Le ministère des Finances libanais, bastion inexpugnable du tandem chiite depuis plus d’une décennie, pourrair rester dans les mains d’Amal, le parti frère du Hezbollah. Les deux mouvements ont fait de ce portefeuille stratégique leur sanctuaire, leur donnant un droit de veto sur la vie gouvernementale. Cette mainmise si elle était confirmée pourrait bien condamner les velléités d’alternance du nouveau gouvernement.
Le Hezbollah et son allié Amal ont verrouillé le ministère des Finances libanais pendant plus d’une décennie, faisant de ce portefeuille stratégique l’un des piliers de leur emprise sur l’État. Leur ascension au cœur de l’appareil étatique a suivi une trajectoire méthodique et implacable. Tout a commencé avec l’entrée du Hezbollah au Parlement en 1992, puis s’est accéléré en 2005 lorsqu’ils ont obtenu les ministères de l’Énergie et du Travail. Un an plus tard, l’alliance stratégique nouée avec le Courant Patriotique Libre de Michel Aoun leur a permis de consolider durablement leur influence au-delà de leur base chiite traditionnelle.

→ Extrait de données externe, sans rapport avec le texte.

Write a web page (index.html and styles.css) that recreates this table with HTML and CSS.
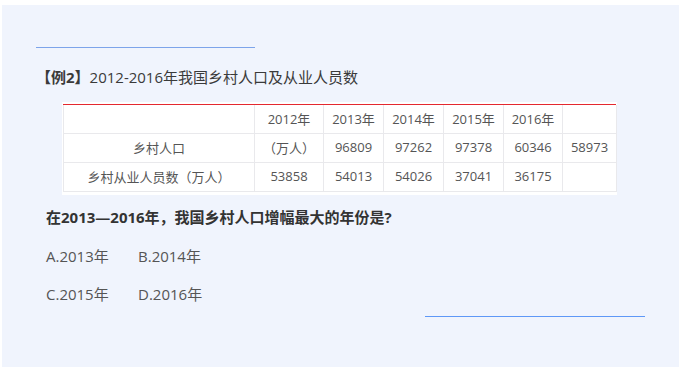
FILE: index.html
```html
<!DOCTYPE html>
<html lang="zh-CN">
<head>
<meta charset="utf-8">
<link rel="stylesheet" href="styles.css">
</head>
<body>
<div class="panel">
  <div class="rule rule-top"></div>
  <p class="title"><b>【例2】</b>2012-2016年我国乡村人口及从业人员数</p>
  <div class="table-wrap">
    <div class="table-top"></div>
    <table class="data">
      <colgroup>
        <col class="c0"><col class="c1"><col class="c2"><col class="c3"><col class="c4"><col class="c5"><col class="c6">
      </colgroup>
      <tr><td></td><td>2012年</td><td>2013年</td><td>2014年</td><td>2015年</td><td>2016年</td><td></td></tr>
      <tr><td>乡村人口</td><td>（万人）</td><td>96809</td><td>97262</td><td>97378</td><td>60346</td><td>58973</td></tr>
      <tr><td>乡村从业人员数（万人）</td><td>53858</td><td>54013</td><td>54026</td><td>37041</td><td>36175</td><td></td></tr>
    </table>
  </div>
  <p class="question">在2013—2016年，我国乡村人口增幅最大的年份是?</p>
  <div class="options">
    <span class="opt">A.2013年</span><span class="opt">B.2014年</span>
  </div>
  <div class="options options-second">
    <span class="opt">C.2015年</span><span class="opt">D.2016年</span>
  </div>
  <div class="rule rule-bottom"></div>
</div>
</body>
</html>
```

FILE: styles.css
```css
html, body {
  margin: 0;
  padding: 0;
  background: #ffffff;
}

body {
  font-family: "Open Sans", "Noto Sans CJK SC", sans-serif;
  color: #444;
  padding: 5px 7px 4px 2px;
}

.panel {
  background: #f0f4fd;
  height: 362px;
  box-sizing: border-box;
  padding-top: 42px;
}

.rule {
  height: 1px;
}

.rule-top {
  width: 219px;
  margin-left: 34px;
  background: #7da4ea;
}

.title {
  margin: 19px 0 0 34px;
  font-size: 15px;
  line-height: 20px;
  color: #3a3a3a;
  white-space: nowrap;
}

.title b {
  font-weight: 700;
}

.table-wrap {
  margin: 15px 0 0 60px;
  width: 555px;
  background: #fff;
  padding: 2px 1px 3px 1px;
  box-sizing: border-box;
}

.table-top {
  height: 1px;
  width: 553px;
  background: #e4282f;
}

.data {
  border-collapse: collapse;
  width: 553px;
  table-layout: fixed;
  font-size: 13px;
  color: #555;
}

.data td {
  border: 1px solid #e9e9ec;
  height: 26px;
  padding: 0 0 2px 0;
  text-align: center;
  white-space: nowrap;
}

.data tr:first-child td {
  border-top: 0;
}

.c0 { width: 191px; }
.c1 { width: 69px; }
.c2 { width: 60px; }
.c3 { width: 60px; }
.c4 { width: 60px; }
.c5 { width: 59px; }
.c6 { width: 54px; }

.question {
  margin: 12px 0 0 44px;
  font-size: 15px;
  line-height: 20px;
  font-weight: 700;
  color: #333;
  white-space: nowrap;
}

.options {
  margin: 19px 0 0 44px;
  display: flex;
  font-size: 15px;
  line-height: 20px;
  color: #555;
}

.options-second {
  margin-top: 18px;
}

.opt {
  width: 92px;
  white-space: nowrap;
}

.rule-bottom {
  width: 220px;
  margin: 12px 0 0 423px;
  background: #5f98f7;
}
```
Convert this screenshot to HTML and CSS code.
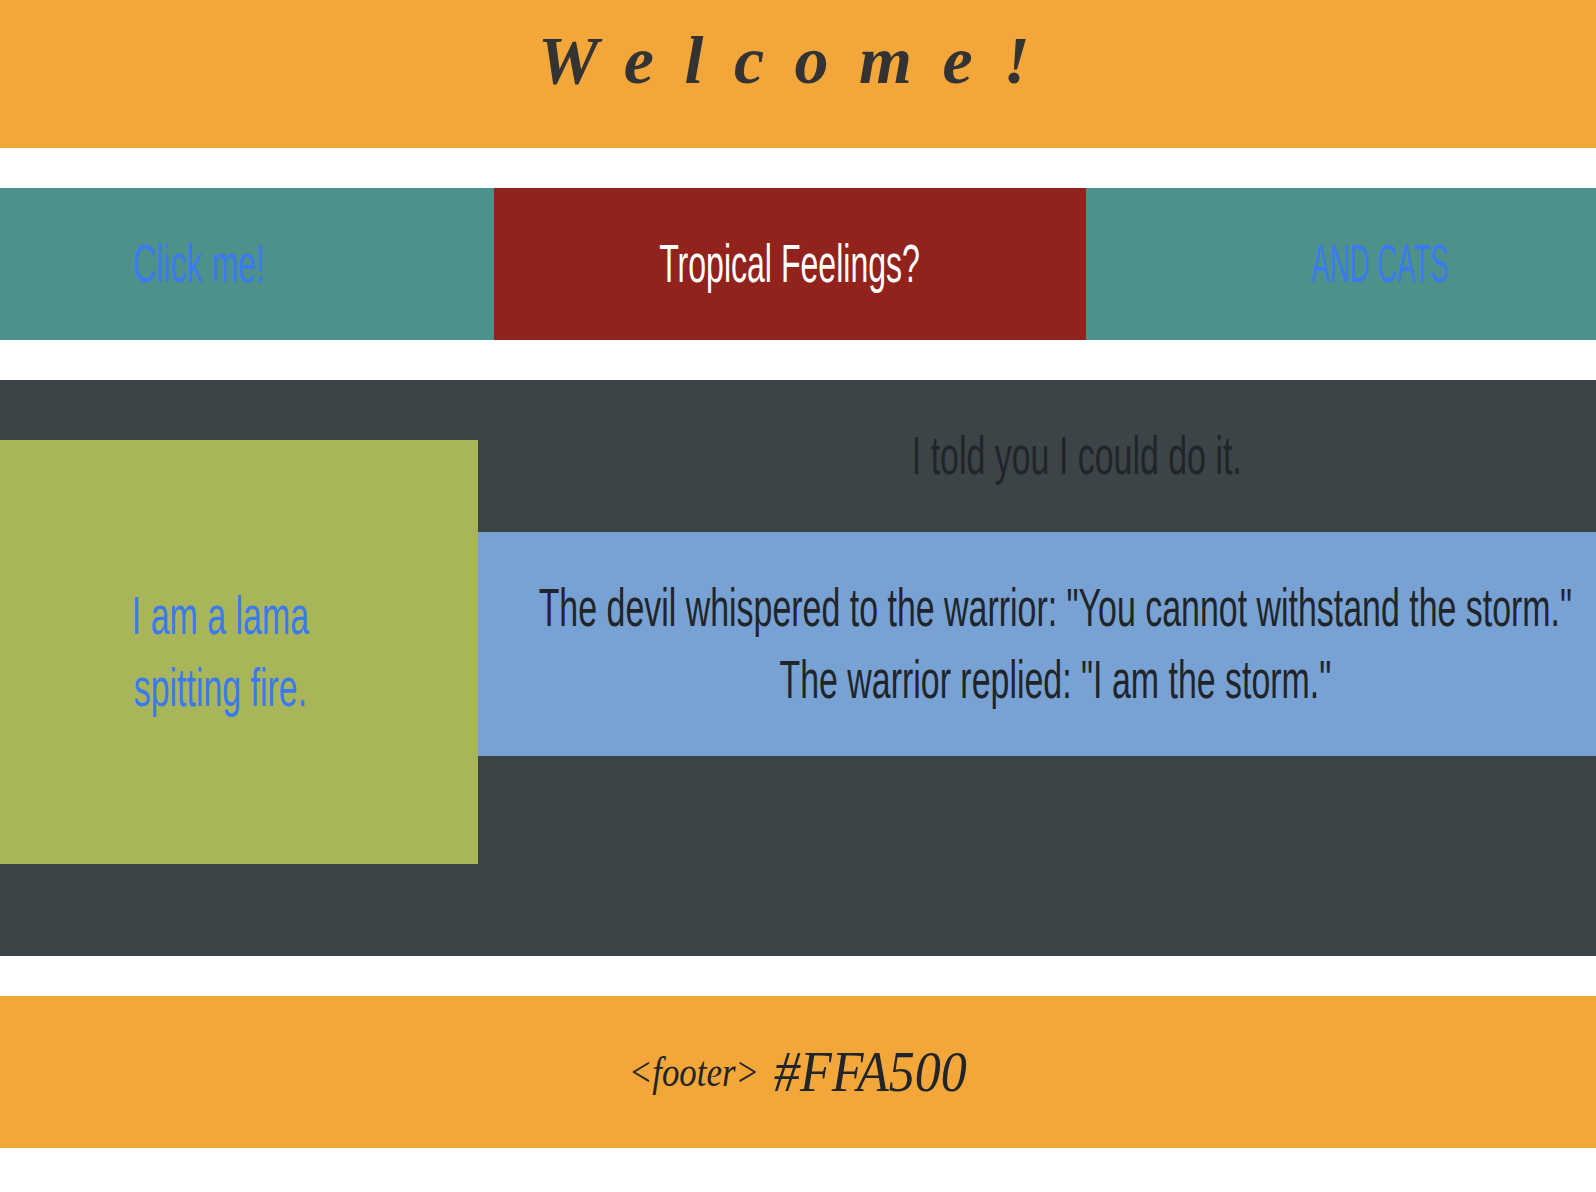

Mais c’est en 2014 que le tandem chiite a réalisé son coup de maître en s’emparant du ministère des Finances. Ce portefeuille, qui contrôle le budget national et dont la signature est indispensable à toute décision gouvernementale, leur confère un droit de veto de facto sur la politique du pays. Depuis, aucune réforme ni décision budgétaire majeure ne peut être actée sans leur aval. Cette mainmise a transformé le ministère en une forteresse, où chaque nomination, chaque dépense, chaque projet doit obtenir leur approbation, leur permettant ainsi de verrouiller le système à plusieurs niveaux.
D’abord, cette emprise leur a donné la capacité de bloquer toute réforme qui irait à l’encontre de leurs intérêts. Que ce soit la mise en place d’un audit des finances publiques, l’adoption de mesures d’austérité exigées par le Fonds monétaire international ou la restructuration du secteur bancaire, toute initiative susceptible de contrarier leur réseau de financement est systématiquement sabotée. Ensuite, le contrôle du ministère leur a permis d’orienter les ressources de l’État pour alimenter leurs propres réseaux, construisant ainsi un véritable état dans l’État, avec ses infrastructures sociales et son appareil militaire. Enfin, ce levier économique leur a donné le pouvoir d’asphyxier financièrement leurs opposants politiques en les privant de financement, qu’il s’agisse de subventions, de nominations dans l’administration ou même de simples dépenses de fonctionnement pour certains ministères.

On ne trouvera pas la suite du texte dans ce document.